DO THIS
Copy every line of the listing that holds the string "code".

DATA LISTING
>>

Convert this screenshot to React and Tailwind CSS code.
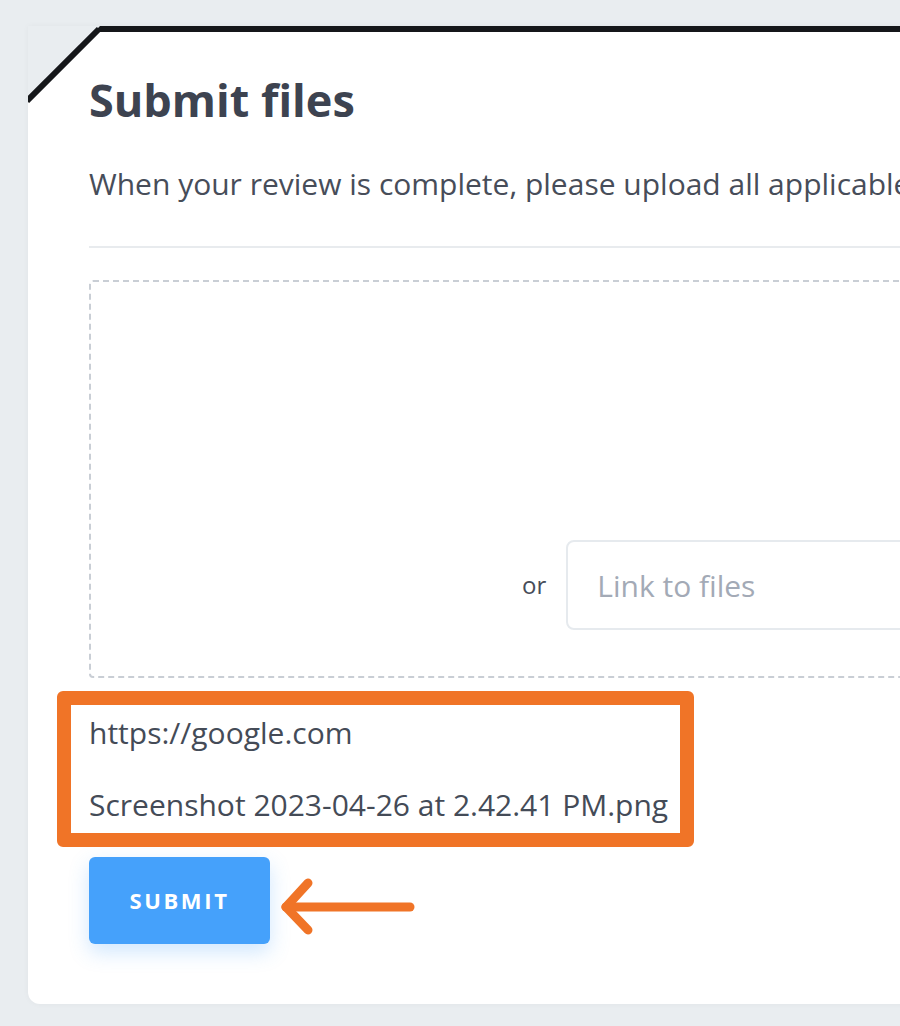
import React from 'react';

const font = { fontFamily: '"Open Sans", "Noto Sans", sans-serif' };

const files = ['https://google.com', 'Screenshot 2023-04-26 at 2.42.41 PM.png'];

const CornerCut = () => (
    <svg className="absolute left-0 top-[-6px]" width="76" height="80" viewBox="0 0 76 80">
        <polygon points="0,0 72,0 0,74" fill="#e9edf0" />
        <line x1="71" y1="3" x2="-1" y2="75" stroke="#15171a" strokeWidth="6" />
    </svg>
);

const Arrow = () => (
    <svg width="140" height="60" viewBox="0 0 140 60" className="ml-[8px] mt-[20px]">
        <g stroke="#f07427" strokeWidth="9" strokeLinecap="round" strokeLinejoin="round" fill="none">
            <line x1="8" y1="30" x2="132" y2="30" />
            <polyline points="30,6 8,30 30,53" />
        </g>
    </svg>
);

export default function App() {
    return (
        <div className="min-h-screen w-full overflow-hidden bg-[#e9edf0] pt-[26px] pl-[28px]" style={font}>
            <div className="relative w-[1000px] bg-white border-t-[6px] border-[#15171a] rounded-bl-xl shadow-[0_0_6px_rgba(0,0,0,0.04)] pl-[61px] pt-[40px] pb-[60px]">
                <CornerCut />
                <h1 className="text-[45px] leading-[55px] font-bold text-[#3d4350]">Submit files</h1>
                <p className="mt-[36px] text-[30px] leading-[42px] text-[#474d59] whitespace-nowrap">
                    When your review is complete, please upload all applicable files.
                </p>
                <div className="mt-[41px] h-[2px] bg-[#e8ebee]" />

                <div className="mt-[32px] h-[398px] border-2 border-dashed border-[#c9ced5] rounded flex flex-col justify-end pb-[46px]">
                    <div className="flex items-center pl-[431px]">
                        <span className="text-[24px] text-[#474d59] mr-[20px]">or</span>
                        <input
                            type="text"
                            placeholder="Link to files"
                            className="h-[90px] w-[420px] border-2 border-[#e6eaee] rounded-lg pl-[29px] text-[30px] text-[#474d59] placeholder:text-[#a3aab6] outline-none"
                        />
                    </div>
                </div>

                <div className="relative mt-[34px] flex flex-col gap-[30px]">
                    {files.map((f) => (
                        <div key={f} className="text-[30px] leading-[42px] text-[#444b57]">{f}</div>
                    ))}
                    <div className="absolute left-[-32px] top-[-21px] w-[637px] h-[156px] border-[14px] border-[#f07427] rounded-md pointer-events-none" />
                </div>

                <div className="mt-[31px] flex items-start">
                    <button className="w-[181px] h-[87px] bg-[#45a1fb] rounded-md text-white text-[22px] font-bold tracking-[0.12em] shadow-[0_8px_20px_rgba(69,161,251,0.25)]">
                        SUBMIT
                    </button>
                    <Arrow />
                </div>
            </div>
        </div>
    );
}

<<
>>

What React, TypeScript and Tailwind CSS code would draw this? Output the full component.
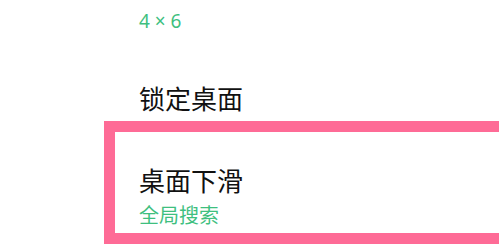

<<

RESULT OF THIS EXERCISE
Convert this screenshot to React and Tailwind CSS code.
What React, TypeScript and Tailwind CSS code would draw this? Output the full component.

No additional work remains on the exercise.